If $\mathcal{A}(\phi) = 0$ and $\mathcal{A}(\psi) = 1$ then $\mathcal{A}((\phi \land \psi)) = 0$. Since $\mathcal{A}(\phi) = 0$, then by the induction hypothesis, $\mathcal{A}'(\phi') = 0$. Since $\mathcal{A}(\psi) = 1$, then by the induction hypothesis, $\mathcal{A}'(\psi') = 1$. Since $\mathcal{A}'(\phi') = 0$ and $\mathcal{A}'(\psi') = 1$, then $\mathcal{A}'((\phi' \land \psi')) = 0$. Since $(\phi' \land \psi') = (\phi \land \psi)'$, then $\mathcal{A}'((\phi \land \psi)') = \mathcal{A}'((\phi' \land \psi')) = 0$. Then $\mathcal{A}((\phi \land \psi)) = \mathcal{A}'((\phi \land \psi)')$.

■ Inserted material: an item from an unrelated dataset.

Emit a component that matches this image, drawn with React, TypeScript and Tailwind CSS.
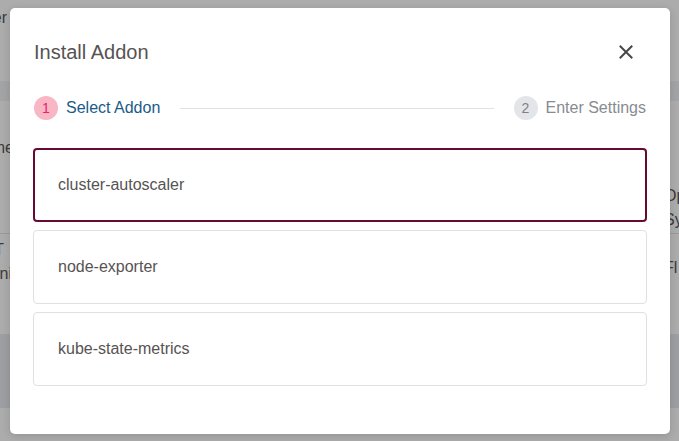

If $\mathcal{A}(\phi) = 1$ and $\mathcal{A}(\psi) = 1$ then $\mathcal{A}((\phi \land \psi)) = 1$. Since $\mathcal{A}(\phi) = 1$, then by the induction hypothesis, $\mathcal{A}'(\phi') = 1$. Since $\mathcal{A}(\psi) = 1$, then by the induction hypothesis, $\mathcal{A}'(\psi') = 1$. Since $\mathcal{A}'(\phi') = 1$ and $\mathcal{A}'(\psi') = 1$, then $\mathcal{A}'((\phi' \land \psi')) = 1$. Since $(\phi' \land \psi') = (\phi \land \psi)'$, then $\mathcal{A}'((\phi \land \psi)') = \mathcal{A}'((\phi' \land \psi')) = 1$. Then $\mathcal{A}((\phi \land \psi)) = \mathcal{A}'((\phi \land \psi)')$.

Then $\mathcal{A}'(F') = \mathcal{A}(F) = \mathcal{A}(G) = \mathcal{A}'(G')$. Hence $\mathcal{A}'(F') = \mathcal{A}'(G')$.

Hence for every assignment $\mathcal{A}'$ that is suitable for both $F'$ and $G'$, $\mathcal{A}'(F') = \mathcal{A}'(G')$. Hence $F' \equiv G'$.

In summary, for every assignment $\mathcal{A}'$ that is suitable for both $F'$ and $G'$, there is an assignment $\mathcal{A}$ that is suitable for both $F$ and $G$ and such that $\mathcal{A}(F) = \mathcal{A}'(F')$ and $\mathcal{A}(G) = \mathcal{A}'(G')$. Since $F$ and $G$ are equivalent, $\mathcal{A}(F) = \mathcal{A}(G)$. Then $\mathcal{A}'(F') = \mathcal{A}(F) = \mathcal{A}(G) = \mathcal{A}'(G')$.